4.3. RiverBench dataset distributions
Datasets in RiverBench are streams of RDF datasets that can be processed individually as RDF Messages. They represent real-world use cases of streaming RDF data. For example, the officegraph dataset consists of almost 15 million RDF graphs with IoT measurements (see example below).
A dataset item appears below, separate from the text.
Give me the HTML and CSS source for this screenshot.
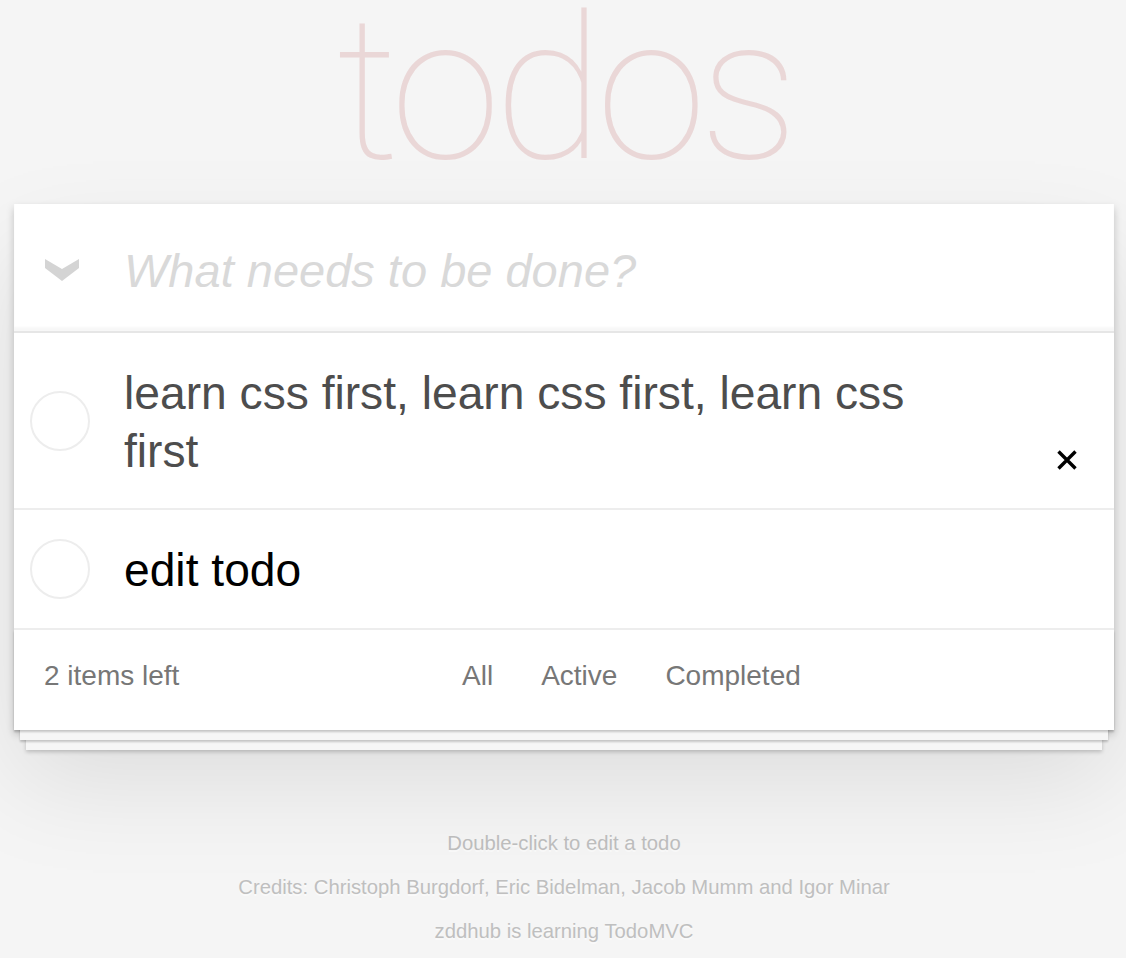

PREFIX ic: <https://interconnectproject.eu/example/> PREFIX om: <http://www.wurvoc.org/vocabularies/om-1.8/> PREFIX saref: <https://saref.etsi.org/core/> PREFIX xsd: <http://www.w3.org/2001/XMLSchema#> ic : property_R5_56__co2_ a ic : CO2Level . ic : measurement_R5_56__co2__0 a saref : Measurement ; saref : hasTimestamp "2022-02-28T23:59:00" ^^ xsd : dateTime ; saref : hasValue "504" ^^ xsd : float ; saref : isMeasuredIn om : partsPerMillion ; saref : relatesToProperty ic : property_R5_56__co2_ .
To distribute this stream, a TAR archive is used, where each file in the archive is an RDF Message in the stream. This could be greatly improved by using an RDF Message Log serialization instead, as this would allow to save the entire stream into a single file, while still being able to reconstruct the individual messages again.